■ Problem to work on ■
Copy out all lines that hold "this".

■ Data to use ■
________________________
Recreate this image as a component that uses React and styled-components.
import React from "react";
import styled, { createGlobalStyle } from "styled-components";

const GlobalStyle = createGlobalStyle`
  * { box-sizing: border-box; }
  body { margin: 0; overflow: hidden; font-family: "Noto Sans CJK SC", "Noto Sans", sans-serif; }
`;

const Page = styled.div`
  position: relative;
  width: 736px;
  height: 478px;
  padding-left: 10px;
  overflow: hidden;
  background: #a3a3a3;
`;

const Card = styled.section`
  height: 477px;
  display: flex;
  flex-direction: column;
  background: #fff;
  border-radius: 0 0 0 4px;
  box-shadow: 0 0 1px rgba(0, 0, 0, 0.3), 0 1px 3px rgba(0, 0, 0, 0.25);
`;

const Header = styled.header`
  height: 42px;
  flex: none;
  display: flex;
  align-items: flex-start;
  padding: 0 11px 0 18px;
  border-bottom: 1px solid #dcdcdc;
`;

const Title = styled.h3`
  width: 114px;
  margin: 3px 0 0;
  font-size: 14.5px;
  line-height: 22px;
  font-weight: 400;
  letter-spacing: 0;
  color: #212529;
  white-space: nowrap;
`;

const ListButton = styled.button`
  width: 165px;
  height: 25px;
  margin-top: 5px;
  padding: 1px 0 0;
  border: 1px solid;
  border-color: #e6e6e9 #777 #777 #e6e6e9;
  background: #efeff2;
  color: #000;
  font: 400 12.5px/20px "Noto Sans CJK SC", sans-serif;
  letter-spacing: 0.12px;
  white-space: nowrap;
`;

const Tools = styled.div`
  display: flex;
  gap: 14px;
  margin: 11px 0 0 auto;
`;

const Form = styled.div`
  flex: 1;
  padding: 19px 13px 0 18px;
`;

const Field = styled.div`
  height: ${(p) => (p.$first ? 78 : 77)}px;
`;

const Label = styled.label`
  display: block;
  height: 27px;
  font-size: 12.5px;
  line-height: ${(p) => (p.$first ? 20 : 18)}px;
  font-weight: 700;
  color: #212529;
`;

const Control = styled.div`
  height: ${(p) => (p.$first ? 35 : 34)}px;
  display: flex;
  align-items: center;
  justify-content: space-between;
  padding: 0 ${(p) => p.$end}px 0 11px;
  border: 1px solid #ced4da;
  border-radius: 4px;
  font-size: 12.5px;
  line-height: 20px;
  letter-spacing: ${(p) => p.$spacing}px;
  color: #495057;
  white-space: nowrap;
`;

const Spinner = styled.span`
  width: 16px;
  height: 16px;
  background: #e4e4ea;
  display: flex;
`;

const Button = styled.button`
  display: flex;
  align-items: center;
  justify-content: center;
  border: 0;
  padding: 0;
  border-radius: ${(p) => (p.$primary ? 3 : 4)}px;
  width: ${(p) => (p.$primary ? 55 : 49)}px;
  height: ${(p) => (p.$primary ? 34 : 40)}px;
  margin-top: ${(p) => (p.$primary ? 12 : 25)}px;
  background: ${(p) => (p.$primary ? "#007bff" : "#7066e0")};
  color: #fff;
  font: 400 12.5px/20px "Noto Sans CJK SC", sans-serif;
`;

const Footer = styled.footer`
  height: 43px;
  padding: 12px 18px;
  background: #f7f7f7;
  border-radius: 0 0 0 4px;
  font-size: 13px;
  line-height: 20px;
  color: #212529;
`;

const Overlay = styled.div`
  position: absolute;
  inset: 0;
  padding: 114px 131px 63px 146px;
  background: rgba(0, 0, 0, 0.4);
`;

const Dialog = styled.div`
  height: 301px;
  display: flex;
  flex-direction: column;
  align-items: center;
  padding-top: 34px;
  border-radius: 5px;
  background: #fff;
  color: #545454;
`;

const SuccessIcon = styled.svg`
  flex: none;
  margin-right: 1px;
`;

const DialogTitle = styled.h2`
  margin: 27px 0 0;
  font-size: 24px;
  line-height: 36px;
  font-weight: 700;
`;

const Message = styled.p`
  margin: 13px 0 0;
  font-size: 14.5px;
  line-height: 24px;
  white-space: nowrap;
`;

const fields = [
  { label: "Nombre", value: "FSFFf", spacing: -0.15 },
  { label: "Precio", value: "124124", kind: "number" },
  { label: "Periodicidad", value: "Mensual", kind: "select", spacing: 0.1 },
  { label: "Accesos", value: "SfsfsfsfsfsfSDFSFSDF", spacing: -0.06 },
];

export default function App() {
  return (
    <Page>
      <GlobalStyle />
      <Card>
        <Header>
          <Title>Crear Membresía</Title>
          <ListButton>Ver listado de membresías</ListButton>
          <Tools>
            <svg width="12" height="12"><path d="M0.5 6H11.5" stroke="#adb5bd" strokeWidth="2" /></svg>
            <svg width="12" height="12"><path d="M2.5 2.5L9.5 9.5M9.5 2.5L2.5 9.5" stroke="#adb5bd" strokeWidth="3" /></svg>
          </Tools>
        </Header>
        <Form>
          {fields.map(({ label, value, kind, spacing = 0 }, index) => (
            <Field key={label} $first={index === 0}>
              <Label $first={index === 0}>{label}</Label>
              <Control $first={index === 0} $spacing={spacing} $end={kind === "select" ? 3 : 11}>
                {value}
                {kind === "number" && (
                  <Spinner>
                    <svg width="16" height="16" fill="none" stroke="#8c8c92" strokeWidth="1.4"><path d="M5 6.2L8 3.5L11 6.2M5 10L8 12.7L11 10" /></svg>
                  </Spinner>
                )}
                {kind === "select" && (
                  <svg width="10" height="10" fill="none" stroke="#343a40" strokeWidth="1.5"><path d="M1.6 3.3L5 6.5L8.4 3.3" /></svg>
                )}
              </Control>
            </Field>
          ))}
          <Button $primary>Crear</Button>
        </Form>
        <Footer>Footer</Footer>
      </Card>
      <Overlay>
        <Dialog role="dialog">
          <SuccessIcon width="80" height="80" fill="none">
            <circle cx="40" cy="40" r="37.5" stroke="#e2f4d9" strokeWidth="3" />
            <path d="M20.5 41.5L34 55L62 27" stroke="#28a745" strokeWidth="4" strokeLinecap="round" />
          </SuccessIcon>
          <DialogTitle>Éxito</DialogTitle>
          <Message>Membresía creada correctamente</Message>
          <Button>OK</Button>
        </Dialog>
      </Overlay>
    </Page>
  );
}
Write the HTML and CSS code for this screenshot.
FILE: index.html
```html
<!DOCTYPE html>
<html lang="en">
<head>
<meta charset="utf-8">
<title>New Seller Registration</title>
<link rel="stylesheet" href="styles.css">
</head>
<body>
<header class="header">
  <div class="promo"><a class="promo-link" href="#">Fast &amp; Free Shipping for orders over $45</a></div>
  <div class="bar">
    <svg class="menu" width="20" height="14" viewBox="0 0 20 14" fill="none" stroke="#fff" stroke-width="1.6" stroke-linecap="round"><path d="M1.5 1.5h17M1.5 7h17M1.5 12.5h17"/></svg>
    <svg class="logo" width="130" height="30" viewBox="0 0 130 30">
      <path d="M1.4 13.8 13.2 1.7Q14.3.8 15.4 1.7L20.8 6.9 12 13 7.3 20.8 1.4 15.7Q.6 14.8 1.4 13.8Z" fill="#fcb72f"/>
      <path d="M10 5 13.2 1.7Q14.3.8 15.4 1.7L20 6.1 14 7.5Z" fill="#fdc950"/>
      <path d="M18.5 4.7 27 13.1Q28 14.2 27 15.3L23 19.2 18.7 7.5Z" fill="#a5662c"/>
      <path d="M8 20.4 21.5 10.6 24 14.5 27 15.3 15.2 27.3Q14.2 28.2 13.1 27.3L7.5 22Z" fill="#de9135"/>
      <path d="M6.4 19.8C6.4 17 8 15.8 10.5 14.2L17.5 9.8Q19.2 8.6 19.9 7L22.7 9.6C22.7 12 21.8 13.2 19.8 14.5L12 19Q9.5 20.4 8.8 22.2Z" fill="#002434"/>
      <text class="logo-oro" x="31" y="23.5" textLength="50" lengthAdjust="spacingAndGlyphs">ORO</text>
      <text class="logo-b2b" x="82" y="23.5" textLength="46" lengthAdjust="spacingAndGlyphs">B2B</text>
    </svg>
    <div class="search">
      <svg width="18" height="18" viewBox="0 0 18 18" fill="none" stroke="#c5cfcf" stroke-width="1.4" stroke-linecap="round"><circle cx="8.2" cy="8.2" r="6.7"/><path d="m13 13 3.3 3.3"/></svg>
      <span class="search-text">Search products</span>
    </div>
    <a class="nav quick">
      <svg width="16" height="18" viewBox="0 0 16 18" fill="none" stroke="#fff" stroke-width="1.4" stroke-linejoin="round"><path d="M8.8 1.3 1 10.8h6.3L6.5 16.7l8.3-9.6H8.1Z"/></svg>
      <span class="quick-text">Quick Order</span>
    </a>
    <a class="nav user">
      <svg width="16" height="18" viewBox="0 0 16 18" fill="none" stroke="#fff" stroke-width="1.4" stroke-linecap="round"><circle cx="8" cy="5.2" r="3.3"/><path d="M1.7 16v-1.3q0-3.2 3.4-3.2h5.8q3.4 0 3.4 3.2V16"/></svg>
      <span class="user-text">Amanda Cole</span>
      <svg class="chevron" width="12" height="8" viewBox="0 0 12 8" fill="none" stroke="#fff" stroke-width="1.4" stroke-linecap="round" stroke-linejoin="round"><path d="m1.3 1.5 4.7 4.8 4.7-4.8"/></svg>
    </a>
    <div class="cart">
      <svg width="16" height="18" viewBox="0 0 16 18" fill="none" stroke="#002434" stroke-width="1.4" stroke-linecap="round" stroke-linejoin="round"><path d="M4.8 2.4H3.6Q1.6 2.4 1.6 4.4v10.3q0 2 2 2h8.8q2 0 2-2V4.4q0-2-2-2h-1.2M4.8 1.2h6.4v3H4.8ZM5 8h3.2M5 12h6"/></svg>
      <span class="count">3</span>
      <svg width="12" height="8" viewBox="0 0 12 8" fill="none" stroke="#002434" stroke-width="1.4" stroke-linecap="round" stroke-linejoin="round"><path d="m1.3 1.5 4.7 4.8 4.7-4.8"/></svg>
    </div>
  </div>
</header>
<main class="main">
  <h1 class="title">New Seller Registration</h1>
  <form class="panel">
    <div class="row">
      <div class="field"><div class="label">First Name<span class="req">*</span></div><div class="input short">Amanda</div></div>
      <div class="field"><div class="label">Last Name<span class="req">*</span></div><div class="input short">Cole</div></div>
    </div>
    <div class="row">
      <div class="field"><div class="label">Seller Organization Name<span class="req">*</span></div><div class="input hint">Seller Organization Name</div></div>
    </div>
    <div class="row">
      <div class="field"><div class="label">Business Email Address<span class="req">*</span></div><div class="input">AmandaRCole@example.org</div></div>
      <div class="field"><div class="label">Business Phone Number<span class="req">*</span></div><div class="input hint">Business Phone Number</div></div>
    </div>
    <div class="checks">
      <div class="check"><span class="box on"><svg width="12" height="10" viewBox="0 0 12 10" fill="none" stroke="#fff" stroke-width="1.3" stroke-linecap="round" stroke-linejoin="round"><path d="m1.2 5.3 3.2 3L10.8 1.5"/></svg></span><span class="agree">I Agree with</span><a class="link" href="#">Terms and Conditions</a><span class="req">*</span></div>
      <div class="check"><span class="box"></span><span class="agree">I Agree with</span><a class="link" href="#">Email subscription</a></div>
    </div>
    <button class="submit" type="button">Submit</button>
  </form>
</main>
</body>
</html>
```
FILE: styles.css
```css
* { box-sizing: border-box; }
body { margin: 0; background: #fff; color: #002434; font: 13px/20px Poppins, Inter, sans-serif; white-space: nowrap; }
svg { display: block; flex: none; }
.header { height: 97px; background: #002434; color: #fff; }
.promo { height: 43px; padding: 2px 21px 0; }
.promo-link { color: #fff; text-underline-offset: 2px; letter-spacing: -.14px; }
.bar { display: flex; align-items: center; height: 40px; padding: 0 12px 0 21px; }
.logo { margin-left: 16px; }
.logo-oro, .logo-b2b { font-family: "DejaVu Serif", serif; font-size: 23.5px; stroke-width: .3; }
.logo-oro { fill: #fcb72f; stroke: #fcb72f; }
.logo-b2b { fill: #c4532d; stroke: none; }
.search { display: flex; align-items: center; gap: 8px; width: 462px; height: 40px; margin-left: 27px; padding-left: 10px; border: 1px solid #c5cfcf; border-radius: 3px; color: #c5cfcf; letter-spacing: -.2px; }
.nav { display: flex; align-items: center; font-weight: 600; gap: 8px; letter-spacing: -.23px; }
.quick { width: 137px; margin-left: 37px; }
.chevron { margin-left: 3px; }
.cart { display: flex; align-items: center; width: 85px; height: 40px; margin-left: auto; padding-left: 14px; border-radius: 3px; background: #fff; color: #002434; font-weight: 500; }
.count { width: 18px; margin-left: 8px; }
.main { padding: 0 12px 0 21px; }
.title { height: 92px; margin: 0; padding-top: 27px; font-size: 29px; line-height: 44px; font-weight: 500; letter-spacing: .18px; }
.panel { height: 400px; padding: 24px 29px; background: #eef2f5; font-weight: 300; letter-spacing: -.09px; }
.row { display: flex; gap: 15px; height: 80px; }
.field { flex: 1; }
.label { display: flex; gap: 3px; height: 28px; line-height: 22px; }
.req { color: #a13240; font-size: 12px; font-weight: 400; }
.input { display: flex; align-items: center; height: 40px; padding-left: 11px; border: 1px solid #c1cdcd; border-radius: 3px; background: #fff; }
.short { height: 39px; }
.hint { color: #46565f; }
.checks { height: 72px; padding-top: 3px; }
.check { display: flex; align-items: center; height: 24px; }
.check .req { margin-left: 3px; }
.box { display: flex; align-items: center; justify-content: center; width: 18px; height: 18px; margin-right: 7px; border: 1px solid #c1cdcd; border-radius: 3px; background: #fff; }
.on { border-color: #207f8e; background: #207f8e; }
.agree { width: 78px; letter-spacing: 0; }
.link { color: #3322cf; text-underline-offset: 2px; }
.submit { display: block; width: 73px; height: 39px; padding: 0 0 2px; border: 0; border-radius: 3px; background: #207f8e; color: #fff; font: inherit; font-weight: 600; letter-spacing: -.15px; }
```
________________________
■ Solved problem ■
Recreate this image as a component that uses React and styled-components.
Write the HTML and CSS code for this screenshot.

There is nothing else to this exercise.